The first solution is to implement the free and open-source packages
of LaTeX, R, Sweave (included with R), and a version control
system. Frank Harrell at Vanderbilt university demonstrates this
system in the context of a data monitoring committee report. Alternatively, SAS can be used, but because I do not know the
maturity of Lenth's SASweave project I cannot vouch for it. REvolution Analytics's Enterprise R product can be used to assist in the
validation requirements and even some of the training, but it is
important not to underestimate the value already built up in SAS
training if an organization has been using SAS for years. (It is also
important to recognize the technical advantages SAS has over R.)

Another alternative is to use the odfWeave product. This is
attractive because the investment in Microsoft Word training can be
largely carried over to Open Office. This option requires the use of
R, because I have not seen a SAS odfWeave product. However,
programming this is not out of the question.

Another option I have not explored is an initiative by SAS to exchange information with Microsoft Office. This seems to be oriented toward a
business intelligence audience, and I have not explored whether it
would be appropriate in a clinical trial reporting situation. An
obvious advantage to this solution is that the software tools in which
most pharmaceutical and healthcare research companies have already
invested licensing and training fees will continue to be
used. However, I do not know how easy this will be to implement in a
clinical trial reporting setting or if it adheres to the principles of
reproducible research.

Another possible approach is the use of extensible markup language
(XML) standards, such as those hosted by the OASIS consortium. While I
have not explored these ideas fully, I have heard of one group
producing table shells (i.e. table layouts with placeholder
information) that are reused at the final table production
phase. Though that example is not quite reproducible research, the
fact that XML is based mostly on text makes it possible to convert it
easily to a web page, PDF document, or even RTF, and a weave package
for R or SAS could easily be written in much the same way of Sweave or
SASweave. I don't know of any implementation of these solutions, so
something based on these standards would have to be developed either
in-house (expensive) or externally (slowing adoption).
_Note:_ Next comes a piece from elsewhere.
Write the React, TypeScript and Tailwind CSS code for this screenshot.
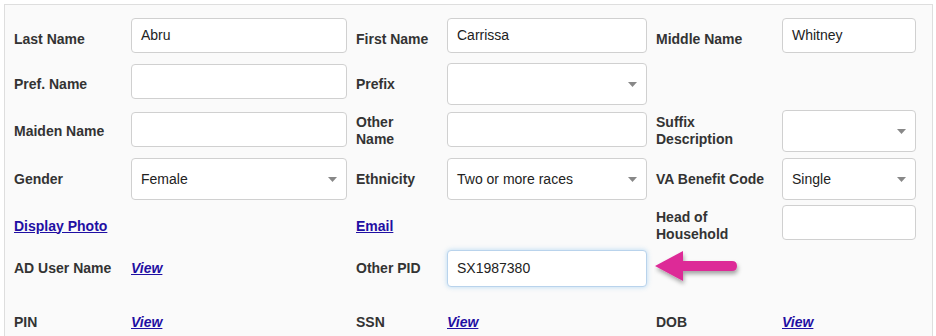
import React from "react";

type Cell =
  | { kind: "label"; text: string; narrow?: boolean }
  | { kind: "link"; text: string }
  | { kind: "view" }
  | { kind: "input"; value?: string; focus?: boolean }
  | { kind: "select"; value?: string }
  | { kind: "arrow" }
  | { kind: "empty" };

type Row = { height: string; margin: string; inputPos: string; cells: Cell[] };

const rows: Row[] = [
  {
    height: "h-[42px]",
    margin: "mt-0",
    inputPos: "self-start",
    cells: [
      { kind: "label", text: "Last Name" },
      { kind: "input", value: "Abru" },
      { kind: "label", text: "First Name" },
      { kind: "input", value: "Carrissa" },
      { kind: "label", text: "Middle Name" },
      { kind: "input", value: "Whitney" },
    ],
  },
  {
    height: "h-[42px]",
    margin: "mt-[3px]",
    inputPos: "self-start mt-[1px]",
    cells: [
      { kind: "label", text: "Pref. Name" },
      { kind: "input" },
      { kind: "label", text: "Prefix" },
      { kind: "select" },
      { kind: "empty" },
      { kind: "empty" },
    ],
  },
  {
    height: "h-[42px]",
    margin: "mt-[5px]",
    inputPos: "self-start mt-[2px]",
    cells: [
      { kind: "label", text: "Maiden Name" },
      { kind: "input" },
      { kind: "label", text: "Other Name", narrow: true },
      { kind: "input" },
      { kind: "label", text: "Suffix Description" },
      { kind: "select" },
    ],
  },
  {
    height: "h-[42px]",
    margin: "mt-[6px]",
    inputPos: "self-start",
    cells: [
      { kind: "label", text: "Gender" },
      { kind: "select", value: "Female" },
      { kind: "label", text: "Ethnicity" },
      { kind: "select", value: "Two or more races" },
      { kind: "label", text: "VA Benefit Code" },
      { kind: "select", value: "Single" },
    ],
  },
  {
    height: "h-[42px]",
    margin: "mt-[5px]",
    inputPos: "self-start",
    cells: [
      { kind: "link", text: "Display Photo" },
      { kind: "empty" },
      { kind: "link", text: "Email" },
      { kind: "empty" },
      { kind: "label", text: "Head of Household" },
      { kind: "input" },
    ],
  },
  {
    height: "h-[37px]",
    margin: "mt-[1px]",
    inputPos: "h-[37px]",
    cells: [
      { kind: "label", text: "AD User Name" },
      { kind: "view" },
      { kind: "label", text: "Other PID" },
      { kind: "input", value: "SX1987380", focus: true },
      { kind: "arrow" },
      { kind: "empty" },
    ],
  },
  {
    height: "h-[42px]",
    margin: "mt-[16px]",
    inputPos: "self-start",
    cells: [
      { kind: "label", text: "PIN" },
      { kind: "view" },
      { kind: "label", text: "SSN" },
      { kind: "view" },
      { kind: "label", text: "DOB" },
      { kind: "view" },
    ],
  },
];

function Caret() {
  return (
    <svg width="9" height="5" viewBox="0 0 9 5" className="shrink-0">
      <path d="M0 0 H9 L4.5 5 Z" fill="#888" />
    </svg>
  );
}

function Arrow() {
  return (
    <svg width="92" height="40" viewBox="0 0 92 40" className="ml-[7px]">
      <defs>
        <filter id="arrowShadow" x="-20%" y="-30%" width="140%" height="170%">
          <feDropShadow dx="1" dy="3" stdDeviation="2" floodColor="#000" floodOpacity="0.35" />
        </filter>
      </defs>
      <g filter="url(#arrowShadow)">
        <path d="M1 18 L29 3 L29 13 L78 13 Q83 13 83 18 Q83 23 78 23 L29 23 L29 33 Z" fill="#dd2b97" />
      </g>
    </svg>
  );
}

function renderCell(cell: Cell, col: number, row: Row) {
  const pad = col === 2 || col === 4 ? "pl-[9px]" : "";
  switch (cell.kind) {
    case "label":
      return (
        <div
          className={`${pad} ${
            cell.narrow ? "w-[86px]" : ""
          } pr-2 text-[14px] font-bold leading-[17px] text-[#333]`}
        >
          {cell.text}
        </div>
      );
    case "link":
      return (
        <div className={`${pad} text-[14px] font-bold leading-[17px] text-[#1f0fa3] underline`}>
          {cell.text}
        </div>
      );
    case "view":
      return (
        <div className="text-[14px] font-bold italic leading-[17px] text-[#1f0fa3] underline">
          View
        </div>
      );
    case "input":
      return (
        <div
          className={`${row.inputPos} flex h-[35px] items-center rounded-[4px] border bg-white pl-[9px] text-[14px] text-[#222] ${
            cell.focus
              ? "border-[#b9d3ec] shadow-[0_0_5px_rgba(102,175,233,0.45)]"
              : "border-[#d0d0d0]"
          }`}
        >
          {cell.value}
        </div>
      );
    case "select":
      return (
        <div className="flex h-[42px] items-center justify-between rounded-[4px] border border-[#d0d0d0] bg-white pl-[9px] pr-[9px] text-[14px] text-[#222]">
          <span>{cell.value}</span>
          <Caret />
        </div>
      );
    case "arrow":
      return (
        <div className="flex items-center">
          <Arrow />
        </div>
      );
    default:
      return <div />;
  }
}

export default function App() {
  return (
    <div className="min-h-[336px] bg-white pl-[4px] pr-[3px] pt-[4px] font-['Liberation_Sans',Arial,sans-serif]">
      <div className="min-h-[332px] border-l border-r border-t border-[#dedede] bg-[#fafafa] pl-[9px] pt-[13px]">
        {rows.map((row, i) => (
          <div
            key={i}
            className={`grid grid-cols-[117px_216px_100px_200px_135px_134px] items-center ${row.height} ${row.margin}`}
          >
            {row.cells.map((cell, j) => (
              <React.Fragment key={j}>{renderCell(cell, j, row)}</React.Fragment>
            ))}
          </div>
        ))}
      </div>
    </div>
  );
}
Finally, since Office 2007 Microsoft has moved (somewhat) toward
implementing open standards (e.g. XML) for its Office products. This
makes it possible, for example, for a WordWeave solution to be
written. Again, I don't know of an existing solution, so this route
would either lead to slow adoption or heavy investment.

In a clinical research organization (CRO) or larger pharmaceutical
company setting, it may be possible to select a small project in which
these ideas (those that do not require new software to be developed)
can be implemented. Those who are most familiar with the tools can be
selected to be on the project, and a computer can be dedicated
temporarily to housing the tools. A rough, abbreviated validation plan
can be implemented to assure basic quality measures are set up. If the
CRO has a project that is not GCP compliant, this will be perfect for
such an effort. Implementing in a small project is probably the best
approach because the project team can evaluate the new process and
identify the major organization-specific challenges in implementing
the changes across all projects. The major issue is going to be
sharing documents with the sponsor, vendors, and third-party
consultants. PDF with comment ability may be the best standard to use.

5 Conclusion

Reproducible research enables producers and consumers of clinical
trial data (usually, sponsors and the FDA) to trace quickly the flow
of data in such a way that reports are easily reproduced. The closer
we get to this ideal the more quickly the FDA can review data on a new
product, leading to either a quicker approval or quicker
identification of deficiencies in an application. Moving toward this
ideal will usually require a heavy investment of resources, but may be
worth it if products are approved more quickly.